Una storia di misteri che ancora soffocano la verità. Sulla tragica uccisione di Moro ci sono molti documenti – tra cui la relazione finale della Commissione Fioroni – ma le zone d’ombra a distanza di quasi 50 anni sono ancora tante. «La compiutezza nel mondo non esiste, perché – prosegue Gero Grassi – si può fare sempre di più. Ma se io penso al punto in cui eravamo quando siamo partiti nel 2014 e al punto in cui siamo arrivati, quando all’unanimità la Camera ha approvato la relazione, mi vengono i brividi, gli stessi che ho provato nel rivedere la Renault rossa che è esposta qui a Catanzaro. Siamo riusciti a recuperare una gran parte della verità storica. C’è però una parte che è irrecuperabile, perché molti sono morti, molti altri non parlano. Le indagini poi si fanno sulle prove, non sulle teorie». E «se si va a leggere la relazione approvata dalla Camera il 13 dicembre 2017 – sostiene Grassi – l’idea centrale che viene fuori è che in Via Fani c’erano “anche” le Brigate Rosse e che il caso Moro è la conseguenza degli accordi di Yalta del febbraio 1945, quando i vincitori della Seconda Guerra mondiale si divisero il mondo, e l’Italia fu inserita nel sistema americano. Moro, con la sua presunzione di “democratizzare” il Partito comunista di Berlinguer e portarlo al governo per una alternanza tra Dc e Pci, sconvolgeva gli accordi di Yalta. E gli altri gliel’hanno fatto pagare». Insomma, dietro l’uccisione di Moro una micidiale convergenza di molteplici interessi, in gran parte inconfessabili.

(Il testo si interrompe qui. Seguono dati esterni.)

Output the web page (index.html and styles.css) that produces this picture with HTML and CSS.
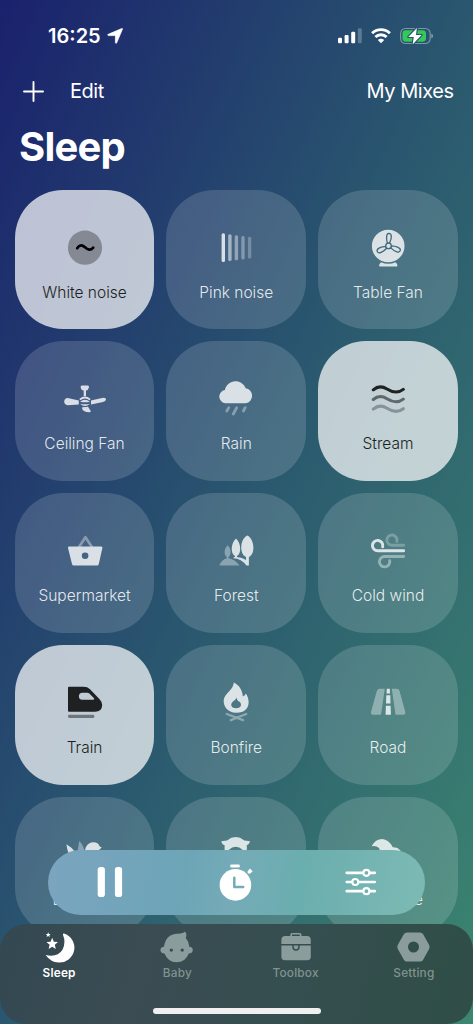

Un passaggio Grassi lo riserva anche al Vaticano: «E’ più di una ipotesi –afferma – che la detenzione di Moro sia stata in via Massimi 91 a Roma, sei palazzine dello Ior, l’Istituto per le Opere Religiose il cui gestore era un vescovo, Paul Marcinkus, capo dello Ior, che nello stesso tempo era uomo della Cia, oltre che della P2».

Il ruolo della ‘ndrangheta
E tra le risultanze dei lavori della seconda Commissione Moro anche un presunto ruolo della ‘ndrangheta in alcune fasi dell'”affaire Moro”. Grassi annota: «Il procuratore della Repubblica di Roma all’epoca, Ciampoli, disse: “in Via Fani, la criminalità comune, tra cui la ’ndrangheta, ha aiutato e accompagnato il rapimento Moro”. Il 13 maggio ’78, cioè il giorno in cui il Papa celebrò la messa per Moro senza cadavere, due giornali, “La Gazzetta del Mezzogiorno” di Bari ed “El País” di Madrid pubblicano il nome di chi ha sparato a Moro: Giustino De Vuono. Ovviamente noi non siamo riusciti a dimostrarlo. C’è un precedente, Giustino De Vuono ha ucciso due persone con la tecnica della “rosata”: il terzo è Moro, quella era la sua firma. La domanda alla quale non siamo in grado di rispondere, è: nel cimitero della sua città c’è il cadavere di Giustino De Vuono o no?». (a. cant.)